Nous descendîmes et nous entrâmes. Nous demandâmes du vin, car un vélite chasseur et un ancien venaient de nous dire qu’il y en avait, et « du soigné ». Ils paraissaient même en avoir bu copieusement.

Le vieux comme le jeune étaient d’une gaieté folle, chose qui arrivait presque à tous ceux qui, comme nous, avaient eu tant de misères et de privations. La plus petite boisson vous portait à la tête. Le vieux nous demanda si nous avions rencontré le régiment de grenadiers hollandais, faisant partie de la Garde impériale. Nous lui répondîmes que non : « Il a passé près de vous, dit le vélite, et vous ne l’avez pas aperçu ? Ce grand traîneau qui vous a dépassé, eh bien, c’était tout le régiment des grenadiers hollandais ! Ils étaient sept ! »

Le maître de poste annonça à nos deux chasseurs qu’il y avait un traîneau à leur disposition et que, pour trois thalers (quinze francs), il les conduirait à trois lieues d’Elbing. Nous nous disposâmes à partir avec eux, puisqu’ils avaient un conducteur. Cinq minutes après, nous étions en route.

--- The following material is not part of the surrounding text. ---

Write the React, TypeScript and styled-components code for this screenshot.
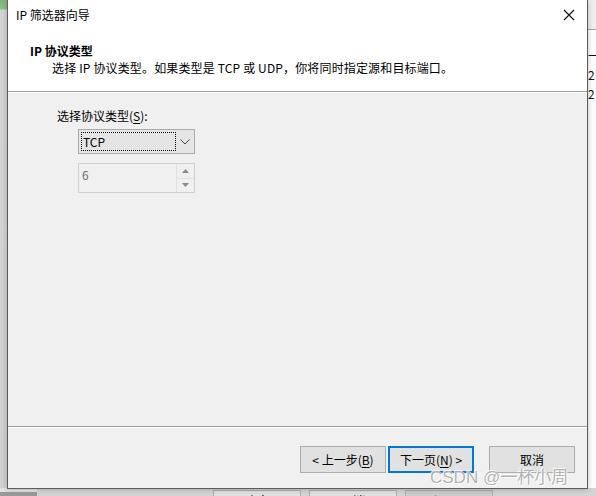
import React from "react";
import styled, { createGlobalStyle } from "styled-components";

const GlobalStyle = createGlobalStyle`
  html, body {
    margin: 0;
    padding: 0;
    background: #e6e6e6;
  }
  body {
    font-family: "Noto Sans CJK SC", "Microsoft YaHei", "Noto Sans", sans-serif;
    font-size: 12px;
    color: #000;
  }
`;

const Desktop = styled.div`
  position: relative;
  width: 596px;
  height: 496px;
  overflow: hidden;
  background: #dcdcdc;
`;

/* the property sheet that sits behind the wizard */
const BackStrip = styled.div`
  position: absolute;
  top: 0;
  left: 0;
  width: 8px;
  height: 100%;
  background: linear-gradient(#7fb27f 0, #8fbf8f 9px, #d6d6d6 10px, #d2d2d2 100%);
`;

const BackRight = styled.div`
  position: absolute;
  top: 0;
  right: 0;
  width: 9px;
  height: 100%;
  background: #f0f0f0;
  display: flex;
  flex-direction: column;
`;

const BackRightHead = styled.div`
  height: 29px;
  border-bottom: 1px solid #a5a5a5;
  background: #f0f0f0;
`;

const BackRightList = styled.div`
  flex: 1;
  background: #fff;
  padding: 17px 0 0 1px;
  display: flex;
  flex-direction: column;
  gap: 2px;
  line-height: 17px;
  font-size: 12px;
  color: #111;
  overflow: hidden;
  white-space: nowrap;
`;

const BackBottom = styled.div`
  position: absolute;
  left: 0;
  bottom: 0;
  width: 100%;
  height: 8px;
  background: #d4d4d4;
  display: flex;
  align-items: flex-start;
  overflow: hidden;
`;

const BackEdge = styled.div`
  width: 37px;
  height: 100%;
  background: #e4e4e4;
  border-bottom: 4px solid #9a9a9a;
  box-sizing: border-box;
`;

const BackButton = styled.div<{ $w: number; $dim?: boolean }>`
  width: ${(p) => p.$w}px;
  height: 20px;
  margin-left: 8px;
  margin-top: 2px;
  background: ${(p) => (p.$dim ? "#cccccc" : "#e1e1e1")};
  border: 1px solid #adadad;
  text-align: center;
  line-height: 20px;
  color: ${(p) => (p.$dim ? "#8a8a8a" : "#000")};
`;

const Window = styled.div`
  position: absolute;
  left: 7px;
  top: 0;
  width: 581px;
  height: 489px;
  box-sizing: border-box;
  border: 1px solid #5c5c5c;
  border-top: none;
  background: #f0f0f0;
  display: flex;
  flex-direction: column;
  box-shadow: 0 0 6px rgba(0, 0, 0, 0.25);
`;

const TitleBar = styled.div`
  height: 30px;
  background: #fff;
  display: flex;
  align-items: center;
  justify-content: space-between;
  padding: 0 8px 0 8px;
`;

const TitleText = styled.span`
  font-size: 12px;
  line-height: 16px;
`;

const CloseButton = styled.div`
  width: 24px;
  height: 24px;
  display: flex;
  align-items: center;
  justify-content: center;
  margin-right: -2px;
`;

const Header = styled.div`
  height: 62px;
  background: #fff;
  padding: 13px 0 0 22px;
  box-sizing: border-box;
  border-bottom: 1px solid #a0a0a0;
  box-shadow: 0 1px 0 #fff;
`;

const HeaderTitle = styled.div`
  font-weight: bold;
  line-height: 16px;
`;

const HeaderSub = styled.div`
  line-height: 17px;
  padding-left: 22px;
  letter-spacing: 0.15px;
`;

const Body = styled.div`
  flex: 1;
  padding: 16px 0 0 49px;
  display: flex;
  flex-direction: column;
  align-items: flex-start;
`;

const Label = styled.div`
  line-height: 16px;
  u {
    text-decoration: underline;
    text-underline-offset: 2px;
  }
`;

const Combo = styled.div`
  margin: 5px 0 0 21px;
  width: 117px;
  height: 25px;
  box-sizing: border-box;
  border: 1px solid #acacac;
  background: #e5e5e5;
  display: flex;
  align-items: center;
  padding: 0 0 0 2px;
`;

const ComboValue = styled.div`
  flex: 1;
  height: 19px;
  box-sizing: border-box;
  border: 1px dotted #000;
  padding-left: 1px;
  line-height: 17px;
`;

const ComboArrow = styled.div`
  width: 18px;
  display: flex;
  align-items: center;
  justify-content: center;
`;

const Spin = styled.div`
  margin: 9px 0 0 21px;
  width: 117px;
  height: 30px;
  box-sizing: border-box;
  border: 1px solid #cfcfcf;
  background: #f0f0f0;
  display: flex;
`;

const SpinValue = styled.div`
  flex: 1;
  padding: 3px 0 0 3px;
  color: #6d6d6d;
  line-height: 16px;
`;

const SpinButtons = styled.div`
  width: 17px;
  display: flex;
  flex-direction: column;
  border-left: 1px solid #e0e0e0;
`;

const SpinButton = styled.div<{ $top?: boolean }>`
  flex: 1;
  display: flex;
  align-items: center;
  justify-content: center;
  background: #f0f0f0;
  border-bottom: ${(p) => (p.$top ? "1px solid #e0e0e0" : "none")};
`;

const Footer = styled.div`
  height: 62px;
  box-sizing: border-box;
  border-top: 1px solid #a0a0a0;
  box-shadow: inset 0 1px 0 #fff;
  display: flex;
  justify-content: flex-end;
  align-items: flex-start;
  padding: 19px 12px 0 0;
`;

const Button = styled.div<{ $default?: boolean; $gap?: number }>`
  width: 86px;
  height: 27px;
  box-sizing: border-box;
  margin-left: ${(p) => p.$gap ?? 0}px;
  border: ${(p) => (p.$default ? "2px solid #0078d7" : "1px solid #adadad")};
  background: #e1e1e1;
  display: flex;
  align-items: center;
  justify-content: center;
  line-height: 16px;
  u {
    text-decoration: underline;
    text-underline-offset: 2px;
  }
`;

const Watermark = styled.div`
  position: absolute;
  left: 430px;
  top: 468px;
  font-family: "Liberation Sans", "Noto Sans CJK SC", sans-serif;
  font-size: 17px;
  line-height: 20px;
  color: rgba(150, 150, 150, 0.75);
  text-shadow: 0 0 1px #fff, 1px 1px 0 rgba(255, 255, 255, 0.8), -1px -1px 0 rgba(255, 255, 255, 0.8);
  white-space: nowrap;
`;

const Chevron = () => (
  <svg width="10" height="6" viewBox="0 0 10 6">
    <path d="M0.5 0.5 L5 5 L9.5 0.5" fill="none" stroke="#444" strokeWidth="1" />
  </svg>
);

const Triangle = ({ up }: { up?: boolean }) => (
  <svg width="7" height="4" viewBox="0 0 7 4">
    <path d={up ? "M0 4 L3.5 0 L7 4 Z" : "M0 0 L3.5 4 L7 0 Z"} fill="#8a8a8a" />
  </svg>
);

const App = () => {
  return (
    <>
      <GlobalStyle />
      <Desktop>
        <BackStrip />
        <BackRight>
          <BackRightHead />
          <BackRightList>
            <span>一</span>
            <span>2</span>
            <span>2</span>
          </BackRightList>
        </BackRight>
        <BackBottom>
          <BackEdge />
          <BackButton $w={86} style={{ marginLeft: 176 }}>
            确定
          </BackButton>
          <BackButton $w={86}>取消</BackButton>
          <BackButton $w={86} $dim>
            应用(A)
          </BackButton>
        </BackBottom>

        <Window>
          <TitleBar>
            <TitleText>IP 筛选器向导</TitleText>
            <CloseButton>
              <svg width="12" height="12" viewBox="0 0 12 12">
                <path d="M1 1 L11 11 M11 1 L1 11" stroke="#111" strokeWidth="1.1" />
              </svg>
            </CloseButton>
          </TitleBar>
          <Header>
            <HeaderTitle>IP 协议类型</HeaderTitle>
            <HeaderSub>
              选择 IP 协议类型。如果类型是 TCP 或 UDP，你将同时指定源和目标端口。
            </HeaderSub>
          </Header>
          <Body>
            <Label>
              选择协议类型(<u>S</u>):
            </Label>
            <Combo>
              <ComboValue>TCP</ComboValue>
              <ComboArrow>
                <Chevron />
              </ComboArrow>
            </Combo>
            <Spin>
              <SpinValue>6</SpinValue>
              <SpinButtons>
                <SpinButton $top>
                  <Triangle up />
                </SpinButton>
                <SpinButton>
                  <Triangle />
                </SpinButton>
              </SpinButtons>
            </Spin>
          </Body>
          <Footer>
            <Button>
              &lt; 上一步(<u>B</u>)
            </Button>
            <Button $default $gap={2}>
              下一页(<u>N</u>) &gt;
            </Button>
            <Button $gap={15}>取消</Button>
          </Footer>
        </Window>
        <Watermark>CSDN @一杯小周</Watermark>
      </Desktop>
    </>
  );
};

export default App;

Grangier et moi nous trouvâmes fortement indisposés et rendîmes tout ce que nous avions pris depuis la veille. Cette indisposition venait de ce que notre estomac n’était plus habitué à prendre de fortes nourritures, il aurait fallu nous y habituer peu à peu ; c’est ce que nous nous promîmes de faire. Arrivés au village, nous prîmes chacun un verre de genièvre de Dantzig. Nous continuâmes à marcher jusqu’au moment où nous arrivâmes dans le village où nous devions loger. Il faisait nuit ; nous nous présentâmes chez le bourgmestre afin d’avoir un billet de logement, mais on nous le refusa brutalement en nous disant que nous n’avions qu’à coucher dans la rue. Nous voulûmes faire des observations ; on nous ferma la porte au nez. Nous nous présentâmes dans plusieurs auberges où, en payant, nous demandâmes à loger, mais partout nous eûmes la même réception.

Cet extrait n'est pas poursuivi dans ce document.